AIM OF THE TASK: All lines in which the word "index" occurs are to be extracted.

MATERIAL:
· · · · ·

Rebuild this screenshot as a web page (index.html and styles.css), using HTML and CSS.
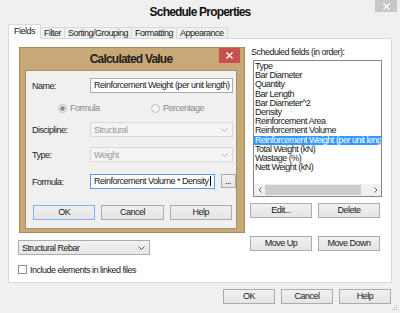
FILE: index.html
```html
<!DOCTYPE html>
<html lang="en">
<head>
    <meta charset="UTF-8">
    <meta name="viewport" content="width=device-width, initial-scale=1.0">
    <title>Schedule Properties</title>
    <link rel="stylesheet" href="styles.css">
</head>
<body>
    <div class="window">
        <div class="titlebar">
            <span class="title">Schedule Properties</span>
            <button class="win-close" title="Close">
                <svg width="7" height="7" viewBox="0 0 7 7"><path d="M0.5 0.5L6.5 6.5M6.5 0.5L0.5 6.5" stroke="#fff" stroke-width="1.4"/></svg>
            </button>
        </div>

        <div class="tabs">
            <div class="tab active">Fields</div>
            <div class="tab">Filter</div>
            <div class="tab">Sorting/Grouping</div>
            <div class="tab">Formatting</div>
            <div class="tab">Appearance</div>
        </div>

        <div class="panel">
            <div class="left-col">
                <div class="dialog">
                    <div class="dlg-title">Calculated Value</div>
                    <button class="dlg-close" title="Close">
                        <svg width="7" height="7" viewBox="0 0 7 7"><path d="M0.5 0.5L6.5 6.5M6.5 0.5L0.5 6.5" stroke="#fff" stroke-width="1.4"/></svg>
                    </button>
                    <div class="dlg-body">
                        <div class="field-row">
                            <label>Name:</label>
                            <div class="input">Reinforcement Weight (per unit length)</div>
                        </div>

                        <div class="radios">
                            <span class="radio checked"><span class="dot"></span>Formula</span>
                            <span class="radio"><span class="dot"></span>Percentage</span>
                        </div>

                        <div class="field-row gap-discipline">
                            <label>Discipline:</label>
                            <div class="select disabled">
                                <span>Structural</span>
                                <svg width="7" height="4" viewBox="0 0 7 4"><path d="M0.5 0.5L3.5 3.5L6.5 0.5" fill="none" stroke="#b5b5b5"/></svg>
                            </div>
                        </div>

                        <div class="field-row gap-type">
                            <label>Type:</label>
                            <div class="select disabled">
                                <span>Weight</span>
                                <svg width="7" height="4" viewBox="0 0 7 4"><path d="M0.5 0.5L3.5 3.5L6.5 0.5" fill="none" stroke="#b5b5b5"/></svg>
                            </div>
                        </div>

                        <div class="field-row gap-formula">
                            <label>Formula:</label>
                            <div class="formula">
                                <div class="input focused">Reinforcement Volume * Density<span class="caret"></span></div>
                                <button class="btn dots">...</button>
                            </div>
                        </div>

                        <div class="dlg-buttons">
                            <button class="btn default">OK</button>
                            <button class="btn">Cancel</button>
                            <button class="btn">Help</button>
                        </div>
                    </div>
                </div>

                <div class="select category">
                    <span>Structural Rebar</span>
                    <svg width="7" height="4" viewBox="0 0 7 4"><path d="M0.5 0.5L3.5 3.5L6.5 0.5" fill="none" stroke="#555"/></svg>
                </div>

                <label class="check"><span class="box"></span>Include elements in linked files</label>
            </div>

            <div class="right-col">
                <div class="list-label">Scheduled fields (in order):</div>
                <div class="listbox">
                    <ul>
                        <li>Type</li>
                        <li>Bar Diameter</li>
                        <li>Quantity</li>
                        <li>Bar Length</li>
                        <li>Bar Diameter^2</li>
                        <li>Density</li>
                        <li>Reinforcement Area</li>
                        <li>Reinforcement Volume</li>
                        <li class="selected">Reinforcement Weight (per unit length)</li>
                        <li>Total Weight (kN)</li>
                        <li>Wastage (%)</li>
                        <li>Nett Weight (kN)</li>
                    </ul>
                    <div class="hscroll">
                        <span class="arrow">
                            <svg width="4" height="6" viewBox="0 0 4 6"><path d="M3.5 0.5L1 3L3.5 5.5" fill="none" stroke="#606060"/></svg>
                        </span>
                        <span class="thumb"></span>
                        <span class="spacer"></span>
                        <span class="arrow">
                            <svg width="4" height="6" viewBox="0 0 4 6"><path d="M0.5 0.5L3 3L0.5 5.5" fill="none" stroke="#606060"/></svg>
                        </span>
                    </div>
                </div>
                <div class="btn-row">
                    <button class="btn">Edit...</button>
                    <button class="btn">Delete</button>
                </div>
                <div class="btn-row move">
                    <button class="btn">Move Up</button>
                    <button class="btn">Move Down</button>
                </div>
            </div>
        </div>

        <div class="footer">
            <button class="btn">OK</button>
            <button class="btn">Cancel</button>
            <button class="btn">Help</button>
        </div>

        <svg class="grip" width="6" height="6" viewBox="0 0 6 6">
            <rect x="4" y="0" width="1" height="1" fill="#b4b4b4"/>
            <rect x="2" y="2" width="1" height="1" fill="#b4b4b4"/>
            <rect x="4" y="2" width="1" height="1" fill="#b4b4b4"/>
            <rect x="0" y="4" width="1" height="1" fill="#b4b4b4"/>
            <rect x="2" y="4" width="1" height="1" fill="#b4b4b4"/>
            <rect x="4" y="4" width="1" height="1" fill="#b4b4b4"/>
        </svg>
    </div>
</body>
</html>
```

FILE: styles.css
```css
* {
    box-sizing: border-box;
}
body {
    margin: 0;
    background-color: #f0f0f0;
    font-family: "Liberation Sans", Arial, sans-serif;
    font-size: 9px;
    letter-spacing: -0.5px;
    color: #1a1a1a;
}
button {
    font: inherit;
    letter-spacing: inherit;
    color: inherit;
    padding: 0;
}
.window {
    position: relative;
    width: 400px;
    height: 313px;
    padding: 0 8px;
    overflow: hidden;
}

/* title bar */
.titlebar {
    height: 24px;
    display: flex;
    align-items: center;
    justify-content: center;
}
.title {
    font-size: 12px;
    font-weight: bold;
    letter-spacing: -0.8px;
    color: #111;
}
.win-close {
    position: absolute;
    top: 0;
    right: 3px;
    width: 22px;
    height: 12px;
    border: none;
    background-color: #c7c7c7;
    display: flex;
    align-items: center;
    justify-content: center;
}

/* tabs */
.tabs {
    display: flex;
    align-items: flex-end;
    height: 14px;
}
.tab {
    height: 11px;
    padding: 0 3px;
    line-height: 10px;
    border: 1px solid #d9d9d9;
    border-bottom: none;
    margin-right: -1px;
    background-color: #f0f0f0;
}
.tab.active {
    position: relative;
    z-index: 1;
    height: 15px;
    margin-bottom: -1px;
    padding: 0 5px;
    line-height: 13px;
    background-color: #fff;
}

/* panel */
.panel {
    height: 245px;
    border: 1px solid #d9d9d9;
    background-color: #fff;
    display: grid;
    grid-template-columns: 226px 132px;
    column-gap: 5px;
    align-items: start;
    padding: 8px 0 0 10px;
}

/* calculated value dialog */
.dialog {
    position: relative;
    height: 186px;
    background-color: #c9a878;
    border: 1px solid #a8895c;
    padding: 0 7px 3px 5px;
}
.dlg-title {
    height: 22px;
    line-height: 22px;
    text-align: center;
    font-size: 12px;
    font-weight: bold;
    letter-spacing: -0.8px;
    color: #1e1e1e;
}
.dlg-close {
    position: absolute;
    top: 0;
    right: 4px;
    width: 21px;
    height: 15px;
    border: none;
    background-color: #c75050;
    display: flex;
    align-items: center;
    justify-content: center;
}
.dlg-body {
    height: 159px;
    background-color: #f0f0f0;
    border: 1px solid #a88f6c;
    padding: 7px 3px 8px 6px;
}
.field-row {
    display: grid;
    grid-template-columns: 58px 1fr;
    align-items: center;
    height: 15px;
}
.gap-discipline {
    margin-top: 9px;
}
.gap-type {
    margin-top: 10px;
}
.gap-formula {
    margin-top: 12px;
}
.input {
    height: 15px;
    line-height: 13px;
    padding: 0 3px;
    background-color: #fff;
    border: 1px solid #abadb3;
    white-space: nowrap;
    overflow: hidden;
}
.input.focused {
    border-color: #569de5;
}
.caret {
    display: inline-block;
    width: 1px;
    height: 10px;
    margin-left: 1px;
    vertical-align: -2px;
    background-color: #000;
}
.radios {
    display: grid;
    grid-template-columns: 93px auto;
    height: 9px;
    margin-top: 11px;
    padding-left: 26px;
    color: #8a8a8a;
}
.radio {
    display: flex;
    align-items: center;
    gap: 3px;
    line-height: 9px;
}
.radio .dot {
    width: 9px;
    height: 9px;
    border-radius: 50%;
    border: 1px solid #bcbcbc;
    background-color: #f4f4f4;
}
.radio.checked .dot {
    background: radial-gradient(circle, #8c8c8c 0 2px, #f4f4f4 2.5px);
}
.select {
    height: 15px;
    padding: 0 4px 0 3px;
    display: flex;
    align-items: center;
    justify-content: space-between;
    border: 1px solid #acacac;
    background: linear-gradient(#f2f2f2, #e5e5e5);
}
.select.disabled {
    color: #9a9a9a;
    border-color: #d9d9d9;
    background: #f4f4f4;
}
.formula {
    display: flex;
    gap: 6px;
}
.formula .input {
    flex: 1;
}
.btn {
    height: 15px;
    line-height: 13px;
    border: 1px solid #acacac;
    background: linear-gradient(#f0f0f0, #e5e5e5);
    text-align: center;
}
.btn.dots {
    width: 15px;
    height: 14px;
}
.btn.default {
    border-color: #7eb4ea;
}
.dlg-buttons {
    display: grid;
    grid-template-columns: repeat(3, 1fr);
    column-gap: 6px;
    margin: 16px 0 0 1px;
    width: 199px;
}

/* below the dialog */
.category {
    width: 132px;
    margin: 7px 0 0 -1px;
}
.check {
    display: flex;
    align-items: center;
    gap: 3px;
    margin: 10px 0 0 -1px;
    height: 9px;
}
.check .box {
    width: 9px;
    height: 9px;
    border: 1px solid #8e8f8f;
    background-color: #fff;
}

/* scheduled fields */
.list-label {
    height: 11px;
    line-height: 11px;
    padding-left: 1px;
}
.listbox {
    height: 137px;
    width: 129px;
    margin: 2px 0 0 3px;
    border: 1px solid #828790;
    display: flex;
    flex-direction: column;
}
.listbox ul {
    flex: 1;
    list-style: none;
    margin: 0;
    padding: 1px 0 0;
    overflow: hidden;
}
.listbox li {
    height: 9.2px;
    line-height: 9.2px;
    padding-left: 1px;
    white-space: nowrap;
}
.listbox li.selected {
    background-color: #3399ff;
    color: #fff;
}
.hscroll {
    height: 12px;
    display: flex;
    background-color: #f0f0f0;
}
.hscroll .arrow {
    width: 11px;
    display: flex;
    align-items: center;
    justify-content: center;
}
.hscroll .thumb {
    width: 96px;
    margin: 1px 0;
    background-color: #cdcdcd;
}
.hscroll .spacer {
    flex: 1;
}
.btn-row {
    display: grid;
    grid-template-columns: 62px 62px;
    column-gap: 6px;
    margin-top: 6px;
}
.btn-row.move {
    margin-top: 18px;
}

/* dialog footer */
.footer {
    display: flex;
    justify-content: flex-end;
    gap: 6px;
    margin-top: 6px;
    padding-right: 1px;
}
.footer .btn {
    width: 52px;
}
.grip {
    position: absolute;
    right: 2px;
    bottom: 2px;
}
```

· · · · ·

COMPLETE RESPONSE:
Rebuild this screenshot as a web page (index.html and styles.css), using HTML and CSS.
FILE: index.html
    z-index: 1;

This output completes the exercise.